Collected data
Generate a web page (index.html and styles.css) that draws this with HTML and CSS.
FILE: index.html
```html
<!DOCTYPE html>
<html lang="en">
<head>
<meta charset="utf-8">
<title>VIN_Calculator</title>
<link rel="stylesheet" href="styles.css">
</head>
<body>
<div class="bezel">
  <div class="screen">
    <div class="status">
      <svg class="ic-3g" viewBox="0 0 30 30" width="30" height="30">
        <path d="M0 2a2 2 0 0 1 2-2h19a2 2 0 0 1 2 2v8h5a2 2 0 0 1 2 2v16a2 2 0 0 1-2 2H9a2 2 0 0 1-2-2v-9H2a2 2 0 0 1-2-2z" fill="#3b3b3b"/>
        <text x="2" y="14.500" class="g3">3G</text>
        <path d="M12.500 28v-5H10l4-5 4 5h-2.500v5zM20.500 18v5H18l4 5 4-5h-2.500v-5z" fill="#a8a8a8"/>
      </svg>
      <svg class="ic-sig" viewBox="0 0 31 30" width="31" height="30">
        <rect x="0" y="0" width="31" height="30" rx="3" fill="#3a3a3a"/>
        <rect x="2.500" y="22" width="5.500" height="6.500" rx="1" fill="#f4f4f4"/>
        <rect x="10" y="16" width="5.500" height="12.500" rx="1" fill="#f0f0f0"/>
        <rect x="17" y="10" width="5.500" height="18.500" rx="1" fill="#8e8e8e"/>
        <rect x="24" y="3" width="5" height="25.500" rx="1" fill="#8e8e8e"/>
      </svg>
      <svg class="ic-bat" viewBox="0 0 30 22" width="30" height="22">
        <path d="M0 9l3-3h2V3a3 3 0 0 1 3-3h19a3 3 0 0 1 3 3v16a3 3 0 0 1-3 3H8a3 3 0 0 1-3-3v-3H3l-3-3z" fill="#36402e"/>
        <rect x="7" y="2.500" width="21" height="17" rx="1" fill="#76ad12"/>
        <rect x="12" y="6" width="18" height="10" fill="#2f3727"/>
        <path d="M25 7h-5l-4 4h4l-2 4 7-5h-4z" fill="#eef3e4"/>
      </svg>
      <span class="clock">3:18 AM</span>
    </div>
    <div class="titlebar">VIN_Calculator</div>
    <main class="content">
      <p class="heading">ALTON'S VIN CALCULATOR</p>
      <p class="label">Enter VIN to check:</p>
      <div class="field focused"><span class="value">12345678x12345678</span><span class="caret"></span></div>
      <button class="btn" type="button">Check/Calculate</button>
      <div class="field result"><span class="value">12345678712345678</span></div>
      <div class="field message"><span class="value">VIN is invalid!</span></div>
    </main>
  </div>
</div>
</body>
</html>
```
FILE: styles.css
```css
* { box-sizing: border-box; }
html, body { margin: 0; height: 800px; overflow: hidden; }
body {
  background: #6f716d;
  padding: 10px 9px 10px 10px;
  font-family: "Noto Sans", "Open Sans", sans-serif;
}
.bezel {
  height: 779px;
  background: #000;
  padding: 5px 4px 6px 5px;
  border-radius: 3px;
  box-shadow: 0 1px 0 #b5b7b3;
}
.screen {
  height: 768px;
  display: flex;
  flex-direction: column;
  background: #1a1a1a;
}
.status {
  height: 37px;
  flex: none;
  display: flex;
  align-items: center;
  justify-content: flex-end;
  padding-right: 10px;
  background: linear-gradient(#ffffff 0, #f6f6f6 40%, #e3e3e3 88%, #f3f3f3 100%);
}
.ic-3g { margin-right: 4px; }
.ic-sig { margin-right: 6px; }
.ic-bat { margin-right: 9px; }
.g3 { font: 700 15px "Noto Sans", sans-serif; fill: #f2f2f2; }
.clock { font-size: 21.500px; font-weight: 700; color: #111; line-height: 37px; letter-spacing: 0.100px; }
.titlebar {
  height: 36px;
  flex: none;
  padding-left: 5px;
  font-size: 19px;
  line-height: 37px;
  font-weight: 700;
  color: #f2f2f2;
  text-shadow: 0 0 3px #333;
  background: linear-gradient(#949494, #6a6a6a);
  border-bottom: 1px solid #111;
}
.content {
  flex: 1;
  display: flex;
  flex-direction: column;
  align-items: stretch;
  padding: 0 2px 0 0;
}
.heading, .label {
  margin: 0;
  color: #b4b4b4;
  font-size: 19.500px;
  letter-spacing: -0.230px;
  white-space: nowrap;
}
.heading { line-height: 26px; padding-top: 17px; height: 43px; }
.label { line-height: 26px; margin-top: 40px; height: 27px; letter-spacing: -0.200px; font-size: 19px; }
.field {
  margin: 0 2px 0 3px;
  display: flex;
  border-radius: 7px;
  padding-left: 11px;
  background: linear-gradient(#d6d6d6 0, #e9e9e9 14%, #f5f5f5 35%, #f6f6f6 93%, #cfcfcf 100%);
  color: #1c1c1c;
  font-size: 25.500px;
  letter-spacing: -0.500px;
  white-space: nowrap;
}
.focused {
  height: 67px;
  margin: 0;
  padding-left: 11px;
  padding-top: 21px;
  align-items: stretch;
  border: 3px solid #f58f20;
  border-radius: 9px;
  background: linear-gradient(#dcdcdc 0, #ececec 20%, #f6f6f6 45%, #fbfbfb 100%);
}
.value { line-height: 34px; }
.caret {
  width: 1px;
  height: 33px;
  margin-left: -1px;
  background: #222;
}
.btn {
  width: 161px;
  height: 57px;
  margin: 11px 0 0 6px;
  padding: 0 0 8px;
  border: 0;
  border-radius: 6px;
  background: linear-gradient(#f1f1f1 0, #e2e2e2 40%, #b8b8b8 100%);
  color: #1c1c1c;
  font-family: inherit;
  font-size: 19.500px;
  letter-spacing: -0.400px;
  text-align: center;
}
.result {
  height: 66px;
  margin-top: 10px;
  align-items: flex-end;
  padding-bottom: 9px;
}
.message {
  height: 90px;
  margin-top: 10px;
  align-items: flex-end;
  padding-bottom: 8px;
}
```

Given task
Answer with a single number: the count of lines holding the word "index".

Problem solution
2